Hablar para no decir nada

La historia es, toda ella, una metáfora. Es tan característica que uno no sabría pensar si la vida se copió de la literatura con tanto detalle o si, por el contrario, le dio por escribir una pésima versión de aquella.

Era una ciudad pequeña, con su economía deprimida, sus pequeños mandamases, sus cronistas espontáneos y sus eternos oportunistas. Como en todas ellas, los centros del poder son un vigoroso imán que atrae, como abejas tras la miel, a todo aquel que busca ganarse el sustento con el mínimo esfuerzo posible. El que las ha visto de cerca sabe cómo es su dinámica. Los alcaldes son avezados hijos de Maquiavelo que saben prometer sin comprometerse y decidir sin actuar. Por eso, en torno suyo, se desarrolla una fauna delirante: tipos con ideas sensatas pero pésima capacidad para comunicarlas, tipos con buenas intenciones y pocas capacidades, tipos con mucha inteligencia y pocos escrúpulos, tipos que hacen que se mueven sin desplazarse ni un paso, tipos que no tienen ni idea de nada pero siempre hablan.

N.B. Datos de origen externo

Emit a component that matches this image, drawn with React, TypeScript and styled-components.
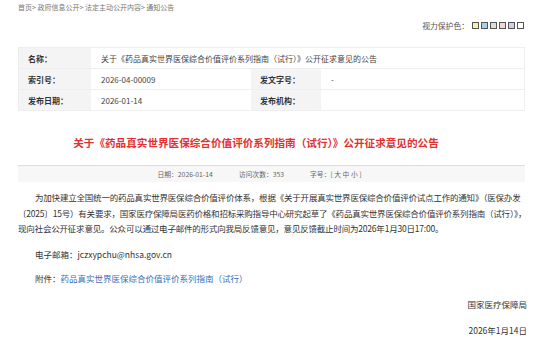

A esta última tipología pertenece nuestro personaje. Retaco, con una prominente panza y unas maneras de andar que hacen pensar en el dueño del mundo pavoneándose por su feudo: mirada al horizonte, brazos oscilantes y pose del que no permitirá que la posteridad lo agarre desprevenido. Tenía uno de esos cargos inexplicables en definición y funciones que suelen crear los alcaldes para sentirse siempre rodeados. Preferiblemente de gente que ría sus chistes, celebre sus decisiones y alabe las virtudes que no tiene.

Una tarde de esa bucólica ciudad en la que nunca pasa nada, un muchacho aburrido de no ver ni siquiera al tiempo mover sus engranajes, activó un fosforito y lo metió dentro de una botellita de agua que dejó caer, al pasar, en una de los recipientes de basura ubicados en la plaza que antecede al pomposo palacio de gobierno local. El fosforito, obviamente, estalló. Y obviamente hizo una enorme bulla. Y obviamente despertó la alarma del puñado de curiosos (gente que iba a solicitar ayuda, vividores, asistentes, empleados sin oficio y viandantes) que estaba en las cercanías del único rincón del pueblo que siempre se muestra activo.

Luego del sonoro estallido, los curiosos rodearon con cautela al recipiente de basura, sin atreverse a verificar la causa. Y aquí entra en escena nuestro personaje. Saliendo del palacio municipal, contento de habérsele adelantado al resto del séquito, se abrió paso entre los curiosos con aires de importancia y, para demostrar su lealtad y renuncia, se asomó al recipiente, tomó cuidadosamente la desfigurada botella de agua y, levantándola a la altura de su cara, dictaminó con voz de experto, asegurándose de que todos los presentes escucharan:

-Me lo sospechaba. Explosivo plástico.

***

Tipos que no tienen idea de nada pero siempre hablan. Tipos que dicen todo lo que les pasa por la punta de la lengua. El retaco de la historia se clonó y llenó todos los espacios de poder del país. Por Twitter, por la prensa, por sus “programas de radio” (porque todos tienen “algo” que decir), en cadena, en declaraciones a los medios, en un acto de entrega de tres canaimitas a un colegio, ninguno pierde la oportunidad de declarar.

“Tenemos pruebas”, “plan macabro”, “paramilitares”, “me quieren matar”, “el venezolano come mucho”, “hay pleno abastecimiento”, “le tienen miedo a nuestros logros”… Rápido aprendieron que se puede decir incluso “explosivo plástico” sosteniendo una botella achicharrada en la mano, ya que la única finalidad que tiene toda palabra expresada en público, no es explicar la realidad, sino picar adelante con el fin de permanecer donde están.